The Dear Hunter fait partie de ces groupes qui n'ont jamais joui d'une reconnaissance à la hauteur de leur grand talent. Après la parenthèse de 2011-2013, avec la sortie des albums "The Color Spectrum" et "Migrant", The Dear Hunter reprend l’écriture d'une aventure conceptuelle ambitieuse démarrée en 2006 se développant sur 6 épisodes. Six ans après le troisième acte, "Act III : Life & Death", The Dear Hunter poursuit les péripéties de son personnage éponyme avec le quatrième volet de ce véritable opéra rock : "Act IV : Rebirth In Reprise".
L’histoire qui sous-tend cette série d’albums, par sa narration, son ancrage dans l’Histoire et son biais psychologique, a toutes les caractéristiques pour incarner la dimension théâtrale ou cinématographique que The Dear Hunter poursuit depuis la création du projet. Si "Act I et II" montraient le visage de l'inventivité débridée du groupe, rappelant en cela la fougue d’un The Mars Volta, le fulminant "Act III" initiait déjà le virage symphonique fortement accompli ici dans ce qu'il a de plus pittoresque et grandiloquent.
"Act IV: Rebirth In Reprise" fonctionne par vagues successives pouvant s'interpénétrer, comme autant de scènes d'une tragédie musicale. "Act IV" est le plus magistral des albums des Américains dans sa construction, ses contrastes et ses orchestrations, et en même temps le plus abouti dans l’excellence mélodique de ses chants et l’ampleur de ses trames musicales. Le titre épique 'A Night On The Town' résume à lui seul toute la classe de The Dear Hunter et en même temps tout ce qui fera de "Act IV" un disque complexe, multi-facettes et imaginatif.
On y retrouve des modalités plutôt familières avec le rock alternatif classieux et jovial ('The Old Haunt'), à la saveur british ('The Squeaky Wheel') ou carnavalesque ('The Bitter Suite IV and V') et le pop-rock à la sensibilité affleurant ('Waves'). Mais aussi des compositions plus fragiles dans lesquelles l'émotion est palpable comme avec le mélancolique 'The Bitter Suite VI' qui se conclut de façon étrange et ténébreuse, le mid-tempo tout en amplitude 'At the End of the Earth', qui gagne en épaisseur au fur et à mesure pour finir en évanescence jazz et 'Remembered' qui apporte un supplément de pesanteur et de théâtralité avec ses arrangements d'une grande subtilité.

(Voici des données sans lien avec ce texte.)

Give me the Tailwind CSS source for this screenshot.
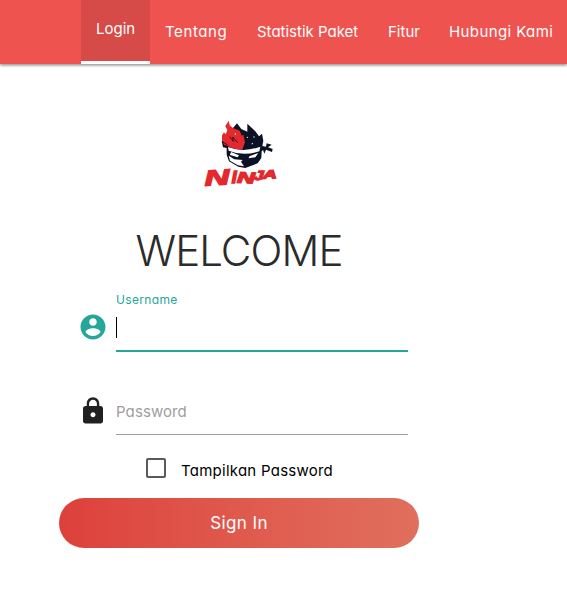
<!DOCTYPE html>
<html lang="id">
<head>
<meta charset="utf-8">
<title>Login</title>
<script src="https://cdn.jsdelivr.net/npm/@tailwindcss/browser@4"></script>
</head>
<body class="h-[593px] overflow-hidden bg-white font-['Inter',sans-serif] [font-feature-settings:'cv11']">
<nav class="flex h-16 bg-[#ef5350] pl-[81px] text-[15px] whitespace-nowrap text-white shadow-[0_2px_2px_0_rgba(0,0,0,0.14),0_1px_3px_0_rgba(0,0,0,0.35)]">
  <a class="h-16 w-[69px] border-b-[3px] border-white bg-[#d64b48] pl-[15px] leading-[58px] tracking-[0px]">Login</a>
  <a class="w-[92px] pl-[15px] leading-[64px] tracking-[0.6px]">Tentang</a>
  <a class="w-[131px] pl-[15px] leading-[64px] tracking-[0px]">Statistik Paket</a>
  <a class="w-[61px] pl-[15px] leading-[64px] tracking-[0px]">Fitur</a>
  <a class="pl-[15px] leading-[64px] tracking-[0.4px]">Hubungi Kami</a>
</nav>
<main class="ml-[59px] w-[360px] pt-12">
  <svg class="ml-[136px] h-20 w-[90px]" viewBox="0 0 270 240" aria-label="Ninja">
    <path fill="#0c1226" d="M112 50 126 34 139 51 157 59 157 35 181 58 192 73 201 65 205 86 202 102 213 104 215 94 230 98 219 106 233 111 231 120 213 113 208 125 204 114 200 118 199 138 188 154 151 168 130 164 102 148 95 128 95 108 84 106 80 86 98 98 116 84Z"/>
    <path fill="#fff" d="M99 105Q146 123 196 104L193 118Q146 134 101 116ZM101 131 118 142 143 144 138 149 147 163 129 160 105 146ZM108 120 132 130 128 136 105 129ZM163 133 190 123 181 136 161 139Z"/>
    <path fill="#e3292e" d="M101 26 104 40 115 49 134 56 140 71 145 68 150 91 142 113Q115 112 97 101L88 99 81 85 81 70 87 61 92 67 97 55 91 42Z"/>
    <path d="M81 88 98 99M104 74 115 88 113 75 128 92" fill="none" stroke="#0c1226" stroke-width="2.500"/>
    <g fill="#fff"><circle cx="121" cy="66" r="2"/><circle cx="157" cy="76" r="2"/><circle cx="177" cy="75" r="2"/><circle cx="172" cy="95" r="2"/></g>
    <g fill="#e3292e" stroke="#e3292e" stroke-width="3.500" font-family="Liberation Sans" font-weight="700" font-style="italic">
      <text font-size="56" transform="translate(30 221) rotate(-4) scale(1.85 1.150)">N</text>
      <text font-size="40" transform="translate(110 213) scale(1.300 1.200)">I</text>
      <text font-size="42" transform="translate(126 212) rotate(2) scale(1.75 1.100)">N</text>
      <text font-size="36" transform="translate(176 204) scale(1.5 1.120)">J</text>
      <text font-size="36" transform="translate(204 200) rotate(-2) scale(1.6 1)">A</text>
    </g>
  </svg>
  <h1 class="mt-[34px] h-[50px] text-center text-[42px] leading-[50px] font-light tracking-[-0.9px] text-[#2b2b2b]">WELCOME</h1>
  <div class="mt-[14px] flex h-[62px]">
    <svg class="mt-[22px] ml-[19px] h-[30px] w-[30px] shrink-0" viewBox="0 0 24 24" fill="#26a69a"><path d="M12 2C6.480 2 2 6.480 2 12s4.480 10 10 10 10-4.480 10-10S17.520 2 12 2zm0 3c1.660 0 3 1.340 3 3s-1.340 3-3 3-3-1.340-3-3 1.340-3 3-3zm0 14.200c-2.500 0-4.710-1.280-6-3.220.03-1.990 4-3.080 6-3.080 1.990 0 5.970 1.090 6 3.080-1.290 1.940-3.500 3.220-6 3.220z"/></svg>
    <div class="ml-[8px] w-[292px] border-b-2 border-[#26a69a]">
      <label class="block h-[27px] text-[12px] leading-[19px] tracking-[0.35px] text-[#26a69a]">Username</label>
      <div class="h-[21px] w-px bg-black"></div>
    </div>
  </div>
  <div class="mt-[34px] flex h-[49px]">
    <svg class="mt-[10px] ml-[19px] h-[30px] w-[30px] shrink-0" viewBox="0 0 24 24" fill="#212121"><path d="M18 8h-1V6c0-2.760-2.240-5-5-5S7 3.240 7 6v2H6c-1.100 0-2 .9-2 2v10c0 1.100.9 2 2 2h12c1.100 0 2-.9 2-2V10c0-1.100-.9-2-2-2zm-6 9c-1.100 0-2-.9-2-2s.9-2 2-2 2 .9 2 2-.9 2-2 2zm3.100-9H8.900V6c0-1.710 1.390-3.100 3.100-3.100s3.100 1.390 3.100 3.100v2z"/></svg>
    <div class="ml-[8px] w-[292px] border-b border-[#9e9e9e] text-[15px] leading-[51px] tracking-[0.1px] text-[#9e9e9e]">Password</div>
  </div>
  <label class="mt-[23px] flex h-[20px] pl-[87px]">
    <span class="h-5 w-5 rounded-[2px] border-2 border-[#5a5a5a]"></span>
    <span class="ml-[15px] text-[15px] leading-[26px] tracking-[0.25px] whitespace-nowrap text-black">Tampilkan Password</span>
  </label>
  <button class="mt-[20px] block h-[50px] w-[360px] rounded-full bg-linear-to-r from-[#dd403b] to-[#e06f5e] text-[17px] leading-[48px] tracking-[0.4px] text-white">Sign In</button>
</main>
</body>
</html>
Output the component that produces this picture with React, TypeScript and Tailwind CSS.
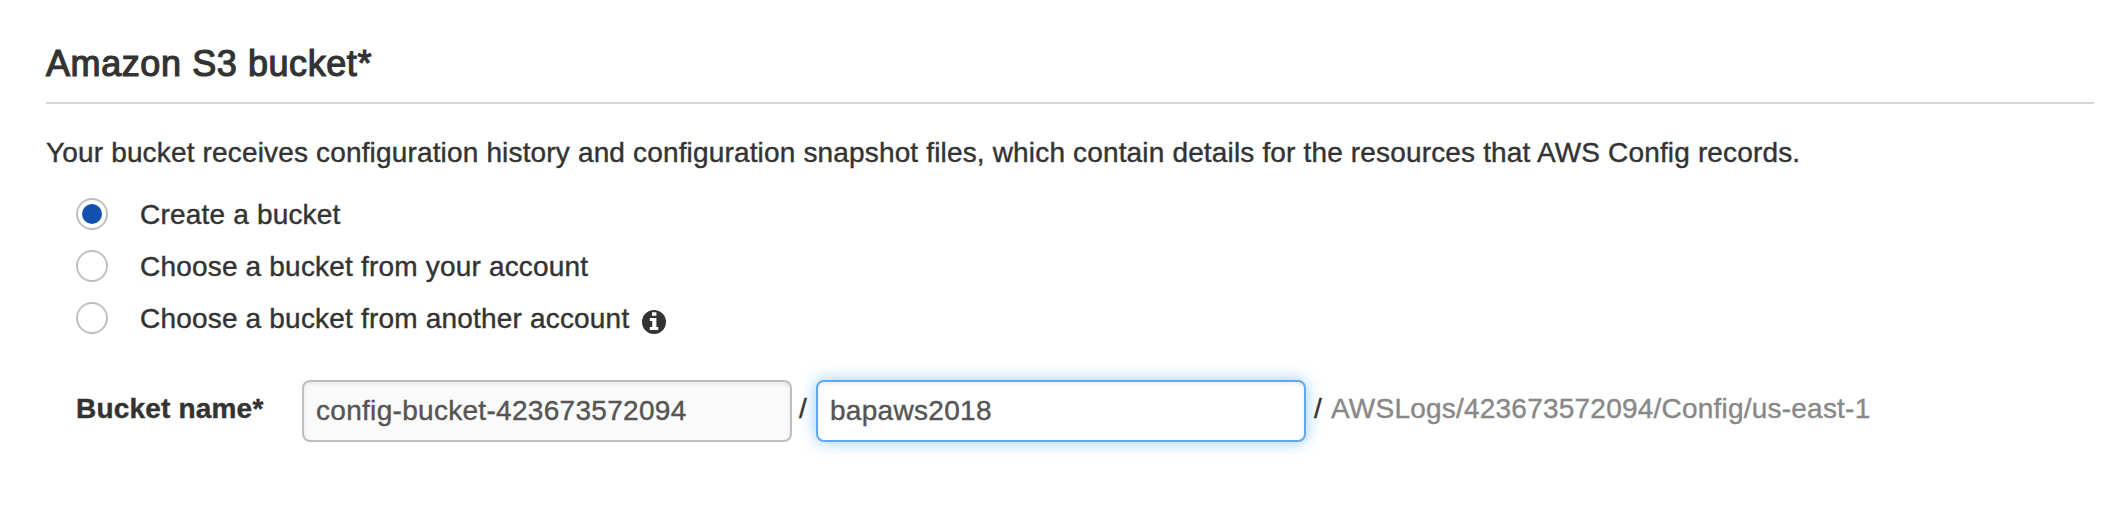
type Option = { label: string; info?: boolean };

const options: Option[] = [
  { label: "Create a bucket" },
  { label: "Choose a bucket from your account" },
  { label: "Choose a bucket from another account", info: true },
];

function Radio({ checked }: { checked: boolean }) {
  return (
    <span className="flex h-8 w-8 shrink-0 items-center justify-center rounded-full border-2 border-[#c0c0c0] bg-white">
      {checked && <span className="h-5 w-5 rounded-full bg-[#1150af]" />}
    </span>
  );
}

function InfoIcon() {
  return (
    <svg viewBox="0 0 24 24" className="mt-2 ml-[13px] h-6 w-6">
      <circle cx="12" cy="12" r="12" fill="#333" />
      <path d="M10 2.3h4.4v3.5H10zM7.8 8h6.6v9h1.8v3H7.8v-3h2.4v-6H7.8z" fill="#fff" />
    </svg>
  );
}

export default function App() {
  return (
    <main className="h-[528px] w-[2114px] bg-white pt-10 pr-5 pl-[46px] font-['Liberation_Sans',Arial,sans-serif] text-[28px] leading-[40px] tracking-[0.19px] text-[#333] [-webkit-text-stroke:0.4px_currentColor]">
      <h2 className="h-16 border-b-2 border-[#d5d5d5] text-[36px] leading-[48px] tracking-[0.58px] [-webkit-text-stroke:1.2px_#333]">
        Amazon S3 bucket*
      </h2>
      <p className="mt-[29px] tracking-[0.16px] whitespace-nowrap">
        Your bucket receives configuration history and configuration snapshot files, which contain details for the
        resources that AWS Config records.
      </p>
      <div className="mt-[15px] flex flex-col pl-[30px]">
        {options.map((option, index) => (
          <label key={option.label} className="flex h-[52px] items-center whitespace-nowrap">
            <Radio checked={index === 0} />
            <span className="ml-8 pt-0.5">{option.label}</span>
            {option.info && <InfoIcon />}
          </label>
        ))}
      </div>
      <div className="mt-9 flex items-center pl-[30px] whitespace-nowrap">
        <span className="w-[226px] pb-1 font-bold">Bucket name*</span>
        <div className="flex h-[62px] w-[490px] items-center rounded-lg border-2 border-[#bfbfbf] bg-[#fafafa] px-3 tracking-[0.3px] text-[#555] shadow-[inset_0_2px_4px_rgba(0,0,0,0.08)]">
          config-bucket-423673572094
        </div>
        <span className="w-6 pb-1 pl-[7px]">/</span>
        <div className="flex h-[62px] w-[490px] items-center rounded-lg border-2 border-[#62a8ee] bg-white px-3 tracking-[0.3px] text-[#555] shadow-[inset_0_2px_4px_rgba(0,0,0,0.08),0_0_16px_rgba(82,168,236,0.6)]">
          bapaws2018
        </div>
        <span className="w-[25px] pb-1 pl-2">/</span>
        <span className="pb-1 tracking-[0.22px] text-[#888]">AWSLogs/423673572094/Config/us-east-1</span>
      </div>
    </main>
  );
}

En contrepoint de ces séquences, d’autres compositions produisent un effet contrasté vertigineux comme 'Is There Anybody There', titre délicat aux magnifiques refrains calé sur un tempo mesuré, qui fait référence à Pink Floyd autant par son titre que par sa conclusion tissée par une guitare extra-terrestre, ou le poétique ‘Ouroboros’ qui boucle l’album en invitant à sa relecture.
L’écriture audacieuse de Casey Crescenzo s’amplifie dans la seconde partie du disque, dont le matériau hétérogène de "The Color Spectrum" semble avoir été une des inspirations. La suite détonne par son originalité et renvoie une lumière polychrome dont les nuances sont vives avec la disco/funky ‘King Of Swords’ et l'enjouée 'If All Goes Well', ou sombres avec la bouleversante ballade ‘The Line’ ou l’intrigante ‘Wait’ (la chanson la plus heavy de l’album).
La suite de la destinée de The Dear Hunter trouve en "Act IV: Rebirth In Reprise" un chapitre qui synthétise musicalement tous ses prédécesseurs et qui donne du volume au concept. Celui-ci, passionnant et aux multiples lectures, est une des grandes forces du projet et nourrit, autant qu’il est nourri, la performance instrumentale époustouflante. A mesure que les différents actes voient le jour, il devient difficile d’en dissocier les parties, mais ce qui apparaît de manière évidente est que l’hexalogie qui se structure prend inéluctablement la forme d'un monument incontournable du rock progressif et symphonique moderne, et cet "Act IV" est une pierre (un joyau) supplémentaire à son érection.